What about the uninsured who are not poor enough to qualify for Medicaid? Most are not in dire financial straits. After all, 27 million of the uninsured have personal incomes of more than $50,000.

http://www.washingtontimes.com/news/2009/jun/25/who-are-the-uninsured/
 
Health care should always be there 24/7 and not as a retail item like a can of beans.

People will die faster without food than they will without health care, is food a human right? Water? Does these being human rights mean that people who have them have to give them to those who do not? If they do that, who is going to give it to them? Looks to me like you either think the world is run by magic, or you do not think at all.

Personally I vote for the latter.
 
Health care should always be there 24/7 and not as a retail item like a can of beans.

Ahh, so we've gone from "health care is a right" to, "I want health care for free 24/7".

So if no one should have to pay, how are all the nurses, doctors, and many others who run a hospital supposed to get paid?

Oh I know, know! TAXES!!!! Tax money is like free money, we don't have to pay! We can just get those millionaires to pay for everything!
 
The old "right to someone elses services" bit. You can have healthcare in this country too. You only need to do it yourself and presto!
 
If healthcare, education and food are rights then doctors, nurses, teachers and farmers should be immediately declared slaves. You should be able to summon them on your schedule and demand that they provide you with the services you desire.

Of course you will also have to demand that people go to med-school considering that noone is going to go to medschool for 10 years if they know that you can stop them on the street and demand healthcare from them. Nurses too!

Mike
 
Just because health care is important to your existence does not make it a human right. In the absence of someone to provide it for you, it's not something that you would have (if you were unable to provide it for yourself).
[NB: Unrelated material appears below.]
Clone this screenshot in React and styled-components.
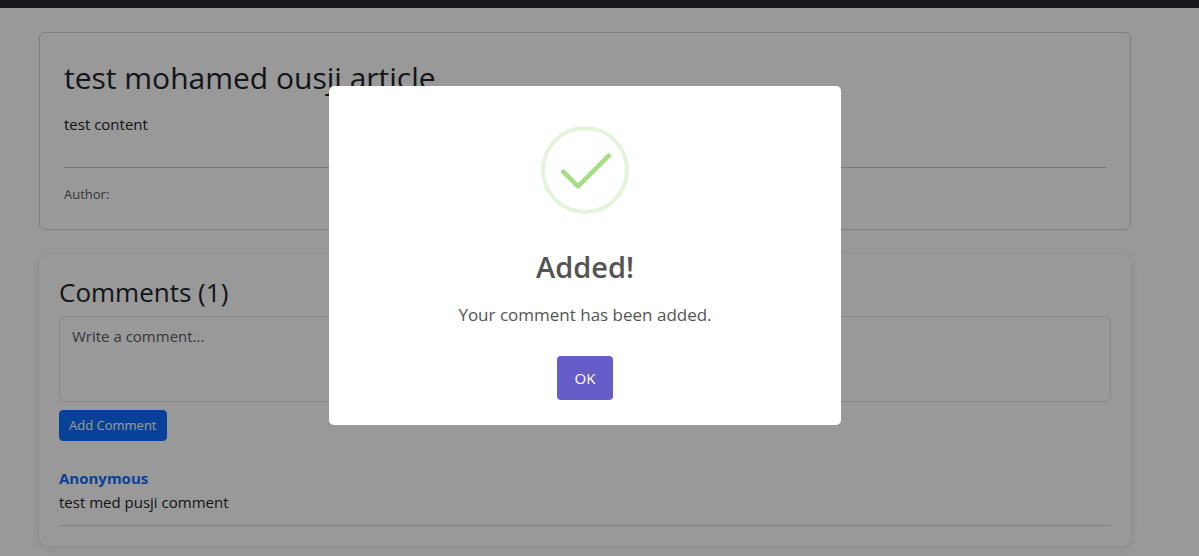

Declaring it as a right in the sense that many of you are is declaring that someone is compelled to provide it to you. As Texanmike says, compelling people in this manner is the same as slavery, you're simply talking about degrees of subjugation. Since healthcare isn't something everyone can automatically provide for themselves, we're simply talking opinions. While we're on opinions, it's mine that it isn't anybody's right, no matter how in need they are, to subjugate anyone else.